CLMV: promoting integration in sub-Mekong region and ASEAN
At the ASEAN – Japan Summit held in Tokyo, Japan in December 2003, leaders of Cambodia, Laos, Myanmar and Vietnam consented to hold the first CLMV Summit on the occasion of the 10th ASEAN Summit in Vientiane, Laos in November 2004.
The CLMV cooperation mechanism covers trade-investment, agriculture, industry-energy, transport, tourism and human resources development.
The CLMV-1 adopted the Vientiane Declaration on enhancing economic cooperation and integration within Mekong sub-regional, ASEAN and regional cooperation frameworks, called on countries and international organisations to boost support for the four countries to narrow development gap.
The CLMV-2 approved an Action Plan on partnering with Thailand to consider the possibility of cooperation between CLMV and ACMECS to avoid overlapping and improve cooperation efficiency.
The CLMV-3 saw agreement reached on combining CLMV and ACMECS action plans.

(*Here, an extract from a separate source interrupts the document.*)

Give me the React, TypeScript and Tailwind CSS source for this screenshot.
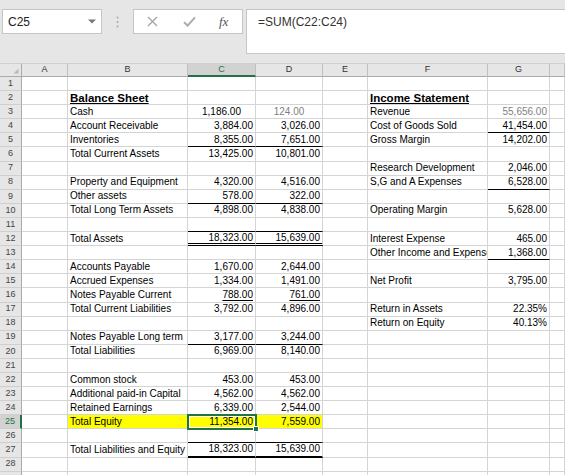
import React from 'react';

type Cell = {
  v?: string;
  a?: 'l' | 'r' | 'c';
  b?: boolean; // bold heading
  g?: boolean; // gray text
  bb?: 't' | 'd' | 'k'; // bottom border: thin, double, thick
  u?: boolean; // text underline
  y?: boolean; // yellow fill
};

const cols = ['A', 'B', 'C', 'D', 'E', 'F', 'G', 'H'];
const ROWS = 29;

const n = (v: string, extra: Partial<Cell> = {}): Cell => ({ v, a: 'r', ...extra });
const t = (v: string, extra: Partial<Cell> = {}): Cell => ({ v, a: 'l', ...extra });

const data: Record<number, Record<string, Cell>> = {
  2: { B: t('Balance Sheet', { b: true }), F: t('Income Statement', { b: true }) },
  3: { B: t('Cash'), C: { v: '1,186.00', a: 'c' }, D: { v: '124.00', a: 'c', g: true }, F: t('Revenue'), G: n('55,656.00', { g: true }) },
  4: { B: t('Account Receivable'), C: n('3,884.00'), D: n('3,026.00'), F: t('Cost of Goods Sold'), G: n('41,454.00', { bb: 't' }) },
  5: { B: t('Inventories'), C: n('8,355.00', { bb: 't' }), D: n('7,651.00', { bb: 't' }), F: t('Gross Margin'), G: n('14,202.00') },
  6: { B: t('Total Current Assets'), C: n('13,425.00'), D: n('10,801.00') },
  7: { F: t('Research Development'), G: n('2,046.00') },
  8: { B: t('Property and Equipment'), C: n('4,320.00'), D: n('4,516.00'), F: t('S,G and A Expenses'), G: n('6,528.00', { bb: 't' }) },
  9: { B: t('Other assets'), C: n('578.00', { bb: 't' }), D: n('322.00', { bb: 't' }) },
  10: { B: t('Total Long Term Assets'), C: n('4,898.00'), D: n('4,838.00'), F: t('Operating Margin'), G: n('5,628.00') },
  11: { C: { bb: 't' }, D: { bb: 't' } },
  12: { B: t('Total Assets'), C: n('18,323.00', { bb: 'd' }), D: n('15,639.00', { bb: 'd' }), F: t('Interest Expense'), G: n('465.00') },
  13: { F: t('Other Income and Expenses'), G: n('1,368.00', { bb: 't' }) },
  14: { B: t('Accounts Payable'), C: n('1,670.00'), D: n('2,644.00') },
  15: { B: t('Accrued Expenses'), C: n('1,334.00'), D: n('1,491.00'), F: t('Net Profit'), G: n('3,795.00') },
  16: { B: t('Notes Payable Current'), C: n('788.00', { u: true }), D: n('761.00', { u: true }) },
  17: { B: t('Total Current Liabilities'), C: n('3,792.00'), D: n('4,896.00'), F: t('Return in Assets'), G: n('22.35%') },
  18: { F: t('Return on Equity'), G: n('40.13%') },
  19: { B: t('Notes Payable Long term'), C: n('3,177.00', { bb: 't' }), D: n('3,244.00', { bb: 't' }) },
  20: { B: t('Total Liabilities'), C: n('6,969.00'), D: n('8,140.00') },
  22: { B: t('Common stock'), C: n('453.00'), D: n('453.00') },
  23: { B: t('Additional paid-in Capital'), C: n('4,562.00'), D: n('4,562.00') },
  24: { B: t('Retained Earnings'), C: n('6,339.00'), D: n('2,544.00') },
  25: { B: t('Total Equity', { y: true }), C: n('11,354.00', { y: true }), D: n('7,559.00', { y: true }) },
  26: { C: { bb: 't' }, D: { bb: 't' } },
  27: { B: t('Total Liabilities and Equity'), C: n('18,323.00', { bb: 'k' }), D: n('15,639.00', { bb: 'k' }) },
};

const bottomBorder = {
  t: 'border-b border-b-black',
  d: 'border-b-[3px] border-double border-b-black',
  k: 'border-b-2 border-b-black',
};

const align = {
  l: 'justify-start pl-[2px]',
  r: 'justify-end pr-[2px]',
  c: 'justify-center',
};

function DataCell({ cell }: { cell?: Cell }) {
  const border = cell?.bb ? bottomBorder[cell.bb] : 'border-b border-b-[#d4d4d4]';
  return (
    <div
      className={`relative flex items-center whitespace-nowrap overflow-hidden border-r border-r-[#d4d4d4] text-[10px] leading-[12px] ${border} ${
        align[cell?.a ?? 'l']
      } ${cell?.y ? 'bg-[#ffff00]' : 'bg-white'} ${cell?.g ? 'text-[#7f7f7f]' : 'text-black'}`}
    >
      {cell?.v && (
        <span
          className={`${cell.b ? 'font-bold text-[11.5px] underline underline-offset-[1px] decoration-[1.5px]' : ''} ${
            cell.u ? 'underline underline-offset-[2px]' : ''
          }`}
        >
          {cell.v}
        </span>
      )}
    </div>
  );
}

function FormulaBar() {
  return (
    <div className="h-[63px] bg-[#e6e6e6] flex items-start pt-[9px] pl-[2px] font-['Liberation_Sans',Arial,sans-serif]">
      <div className="w-[100px] h-[25px] bg-white border border-[#c6c6c6] flex items-center justify-between pl-[5px] pr-[5px]">
        <span className="text-[12px] text-[#222]">C25</span>
        <svg width="8" height="5" viewBox="0 0 8 5">
          <path d="M0 0.5H8L4 4.5Z" fill="#777" />
        </svg>
      </div>
      <div className="w-[31px] h-[25px] flex items-center justify-center">
        <svg width="3" height="12" viewBox="0 0 3 12">
          <circle cx="1.5" cy="1.5" r="1" fill="#a9a9a9" />
          <circle cx="1.5" cy="6" r="1" fill="#a9a9a9" />
          <circle cx="1.5" cy="10.5" r="1" fill="#a9a9a9" />
        </svg>
      </div>
      <div className="w-[110px] h-[25px] bg-white border border-[#c6c6c6] flex items-center pl-[13px]">
        <svg width="11" height="11" viewBox="0 0 11 11">
          <path d="M1 1L10 10M10 1L1 10" stroke="#a6a6a6" strokeWidth="1.4" />
        </svg>
        <svg className="ml-[25px]" width="13" height="11" viewBox="0 0 13 11">
          <path d="M1 6.2L4.6 9.6L12 1.4" stroke="#acacac" strokeWidth="2" fill="none" />
        </svg>
        <span className="ml-[23px] font-['Liberation_Serif',serif] italic text-[13px] text-[#555] leading-none">fx</span>
      </div>
      <div className="ml-[3px] flex-1 h-[45px] bg-white border border-[#c6c6c6] border-r-0 pl-[11px] pt-[5px] text-[12px] leading-[14px] text-[#333]">
        =SUM(C22:C24)
      </div>
    </div>
  );
}

export default function App() {
  const rows = Array.from({ length: ROWS }, (_, i) => i + 1);
  return (
    <div className="w-[565px] h-[475px] overflow-hidden bg-white font-['Liberation_Sans',Arial,sans-serif]">
      <FormulaBar />
      <div className="grid grid-cols-[22px_46px_120px_68px_67px_45px_120px_62px_1fr] grid-rows-[14px_repeat(29,14.1px)]">
        {/* corner */}
        <div className="relative bg-[#e6e6e6] border-t border-t-[#d0d0d0] border-r border-r-[#ababab] border-b border-b-[#ababab]">
          <svg className="absolute left-[13px] top-[4px]" width="6" height="6" viewBox="0 0 6 6">
            <path d="M5.5 0.5V5.5H0.5Z" fill="#b9b9b9" />
          </svg>
        </div>
        {cols.map((c) => (
          <div
            key={c}
            className={`flex items-center justify-center text-[9px] border-t border-t-[#d0d0d0] border-r border-r-[#c0c0c0] ${
              c === 'C'
                ? 'bg-[#d2d2d2] text-[#217346] border-b-2 border-b-[#217346]'
                : 'bg-[#e6e6e6] text-[#333] border-b border-b-[#ababab]'
            }`}
          >
            {c === 'H' ? '' : c}
          </div>
        ))}
        {rows.map((r) => (
          <React.Fragment key={r}>
            <div
              className={`flex items-center justify-center text-[9px] border-b border-b-[#cfcfcf] ${
                r === 25
                  ? 'bg-[#d2d2d2] text-[#217346] border-r-2 border-r-[#217346]'
                  : 'bg-[#e6e6e6] text-[#444] border-r border-r-[#ababab]'
              }`}
            >
              {r < ROWS ? r : ''}
            </div>
            {cols.map((c) => {
              const cell = data[r]?.[c];
              const sel = r === 25 && c === 'C';
              if (!sel) return <DataCell key={c} cell={cell} />;
              return (
                <div key={c} className="relative grid">
                  <DataCell cell={cell} />
                  <div className="absolute -left-[1px] -top-[1px] -right-[1px] -bottom-[1px] z-10 border-2 border-[#217346] shadow-[inset_0_0_0_1px_#ffffff]" />
                  <div className="absolute -right-[3px] -bottom-[3px] z-20 w-[6px] h-[6px] bg-[#217346] border border-white" />
                </div>
              );
            })}
          </React.Fragment>
        ))}
      </div>
    </div>
  );
}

The CLMV-4 agreed on orientations to fostering regional collaboration in trade, investment, transportation, agriculture, industry, energy, tourism, human resources development and encouragement of the involvement of private sector and businesses in cooperation process.
The CLMV-5 passed a Joint Declaration on boosting cooperation among four countries to narrow development gap with ASEAN member states.
The CLMV-6 agreed on major orientations, including improving the efficiency of coordinating joint work; facilitating trade, investment and tourism; increasing connectivity via fostering the development of economic corridors and human resources.
The CLMV-7 vowed to strengthen trade and investment collaboration among four countries and build new policies on facilitating trade and the implementation of signed bilateral and multilateral agreements.
The CLMV-8 pledged to embark on cooperation in transport, trade and investment facilitation, industry, tourism and human resources development.
The CLMV-9 agreed to prioritise measures to narrow the development gap within, especially in human resources development, high-tech agriculture, tourism and creation of a favourable business environment.
Building a sustainable and prosperous CLV Development Triangle
The CLV Development Triangle was established in 1999 covering 10 provinces, namely Kon Tum, Gia Lai, Dak Lak and Dak Nong of Vietnam; Sekong, Attapeu and Saravan of Laos and Stung Treng, Rattanak Kiri and Mondul Kiri of Cambodia.
In 2009, the three countries agreed to add Vietnam’s Binh Phuoc, Cambodia’s Kratie and Laos’ Champasak to the CLV development triangle.
Cooperation in the CLV framework focuses on security-external affairs, transport, industry, agriculture, trade, investment, social affairs and environment protection.
Apart from CLV Summits, the three countries also established a Joint Coordination Committee on CLV Development Triangle Area with four sub-committees on economy, socio-environment, local affairs, and security-external affairs.
At the 10th CLV Summit on Development Triangle Area, leaders of the three nations lauded achievements recorded in infrastructure, trade facilitation, maintenance of regional peace and stability, and socio-economic development.
They also adopted an Action Plan on linking the three economies together till 2030.
The 10th CLV Summit, for the first time, saw the participation of the Asian Development Bank, the World Bank and ASEAN as development partners, thereby committing to promoting cooperation and developing sustainable economies./.